National Assembly of Pakistan
- In office 2002 – 31 May 2018
- Constituency: Nankana Sahib-II-cum-Sheikhupura

Personal details
- Born: 1 January 1974 (age 52) Nankana Sahib, Punjab, Pakistan
- Party: IND (2023–present)
- Other political affiliations: PTI (2018–2023) PMLN (2008–2018) PML(Q) (2002–2008)

= Choudhry Bilal Ahmed =

Pakistani politician (born 1974)

Choudhry Bilal Ahmed Virk (born 1 January 1974) is a Pakistani politician who had been a member of the National Assembly of Pakistan, from 2002 to May 2018.

==Early life==
He was born on 1 January 1974 in Pakistan.

==Political career==
He was elected to the National Assembly of Pakistan as a candidate of the Pakistan Muslim League (Q) (PML(Q)) from Constituency NA-136 (Sheikhupura-VI) in the 2002 Pakistani general election. He received 63,617 votes and defeated Syed Muhammad Akbar Shah, a candidate of the Pakistan Peoples Party (PPP).

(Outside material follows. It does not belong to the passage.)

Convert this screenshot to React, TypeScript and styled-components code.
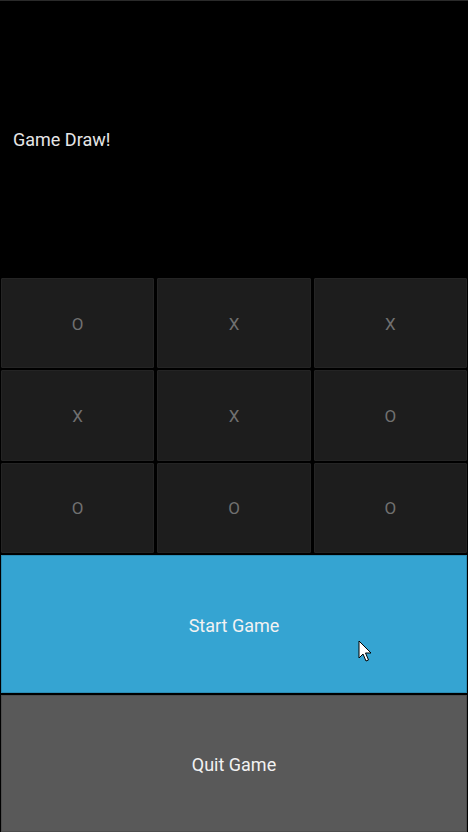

He was re-elected to the National Assembly as a candidate of the Pakistan Muslim League (N) (PML(N)) from NA-136 (Nankana Sahib-cum-Sheikhupura) in the 2008 Pakistani general election. He received 49,681 votes and defeated Peer Tariq Ahmed Shah, a candidate of the PML(Q).

He was re-elected to the National Assembly as a candidate of the PML(N) from NA-136 (Nankana Sahib-II Cum-Sheikhupura) in the 2013 Pakistani general election. He received 73,775 votes and defeated Shahid Manzoor Gill, a candidate of the PML(Q).

In April 2018, he quit the PML(N) and joined the Pakistan Tehreek-e-Insaf (PTI).

He ran in the 2018 Pakistani general election from NA-117 Nankana Sahib-I as a candidate of the PTI, but was unsuccessful. He received 66,994 votes and was defeated by Barjees Tahir, a candidate of the PML(N).